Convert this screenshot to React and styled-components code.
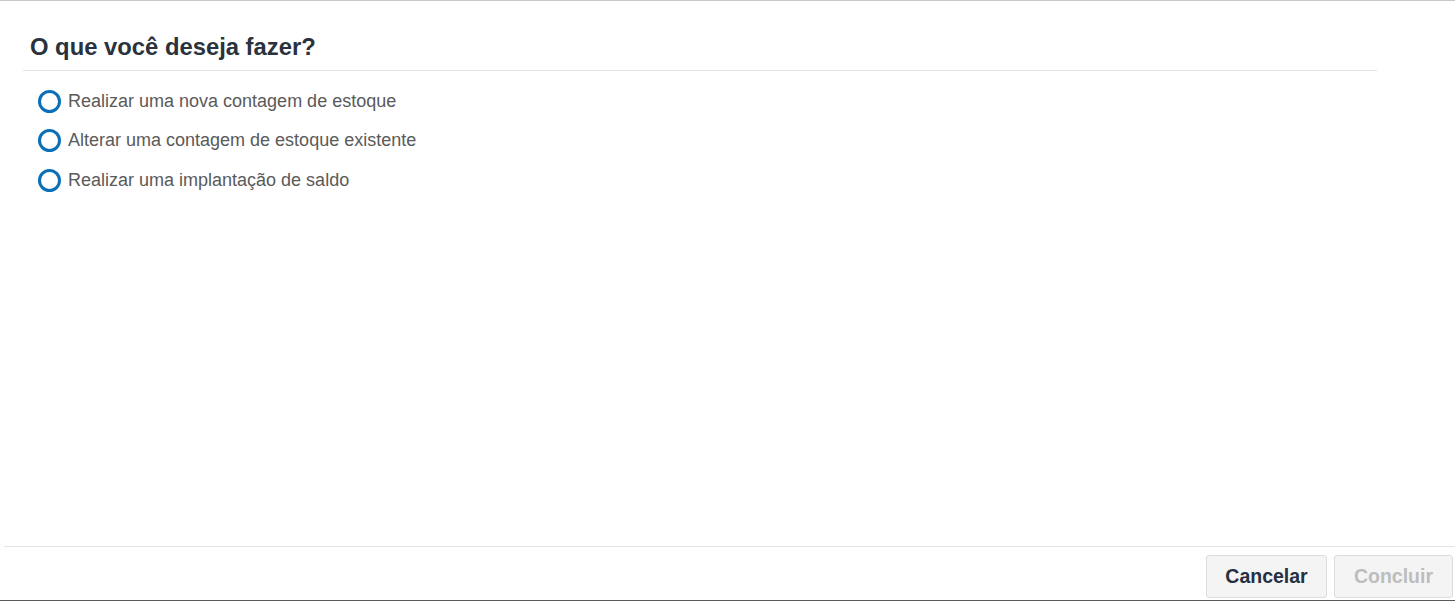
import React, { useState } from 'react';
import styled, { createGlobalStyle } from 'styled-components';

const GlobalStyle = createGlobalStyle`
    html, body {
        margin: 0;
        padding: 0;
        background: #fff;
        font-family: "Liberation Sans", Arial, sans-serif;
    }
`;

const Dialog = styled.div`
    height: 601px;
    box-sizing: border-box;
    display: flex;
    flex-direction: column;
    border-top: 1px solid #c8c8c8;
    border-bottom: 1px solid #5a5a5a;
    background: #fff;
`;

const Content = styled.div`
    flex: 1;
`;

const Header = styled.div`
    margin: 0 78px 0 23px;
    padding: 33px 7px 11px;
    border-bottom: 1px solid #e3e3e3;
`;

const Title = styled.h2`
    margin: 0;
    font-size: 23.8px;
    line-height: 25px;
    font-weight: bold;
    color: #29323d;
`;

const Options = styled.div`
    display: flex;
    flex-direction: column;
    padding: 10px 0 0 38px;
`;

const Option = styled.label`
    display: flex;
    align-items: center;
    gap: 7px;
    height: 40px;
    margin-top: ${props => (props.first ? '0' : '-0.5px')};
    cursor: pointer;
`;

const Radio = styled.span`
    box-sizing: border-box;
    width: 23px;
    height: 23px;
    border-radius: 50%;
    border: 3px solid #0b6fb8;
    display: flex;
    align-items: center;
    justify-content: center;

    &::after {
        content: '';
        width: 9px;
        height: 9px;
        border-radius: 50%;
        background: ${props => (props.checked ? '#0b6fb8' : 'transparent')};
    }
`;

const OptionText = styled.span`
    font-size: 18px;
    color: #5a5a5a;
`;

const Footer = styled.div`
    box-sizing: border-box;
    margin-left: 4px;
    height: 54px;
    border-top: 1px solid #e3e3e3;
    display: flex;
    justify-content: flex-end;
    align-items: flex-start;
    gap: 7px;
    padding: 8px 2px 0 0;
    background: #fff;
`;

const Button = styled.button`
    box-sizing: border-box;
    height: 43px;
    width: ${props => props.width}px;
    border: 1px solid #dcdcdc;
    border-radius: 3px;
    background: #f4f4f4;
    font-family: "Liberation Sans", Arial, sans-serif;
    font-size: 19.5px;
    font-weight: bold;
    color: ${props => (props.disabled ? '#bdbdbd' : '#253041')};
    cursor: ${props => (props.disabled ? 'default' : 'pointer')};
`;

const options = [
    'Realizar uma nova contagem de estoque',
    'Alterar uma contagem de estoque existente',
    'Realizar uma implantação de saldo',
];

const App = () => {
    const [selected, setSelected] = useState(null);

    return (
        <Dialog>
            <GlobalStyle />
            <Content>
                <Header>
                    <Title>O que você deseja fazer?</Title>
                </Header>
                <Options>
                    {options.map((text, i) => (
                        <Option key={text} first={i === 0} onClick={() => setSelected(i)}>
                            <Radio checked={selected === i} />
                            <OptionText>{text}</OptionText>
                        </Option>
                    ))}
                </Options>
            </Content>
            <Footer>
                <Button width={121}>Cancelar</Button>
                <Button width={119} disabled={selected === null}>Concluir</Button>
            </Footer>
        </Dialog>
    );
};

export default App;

■ Description of the task:
Extract all lines from the material above that include the word "styled".

■ Answer to the problem:
Convert this screenshot to React and styled-components code.
import styled, { createGlobalStyle } from 'styled-components';
const Dialog = styled.div`
const Content = styled.div`
const Header = styled.div`
const Title = styled.h2`
const Options = styled.div`
const Option = styled.label`
const Radio = styled.span`
const OptionText = styled.span`
const Footer = styled.div`
const Button = styled.button`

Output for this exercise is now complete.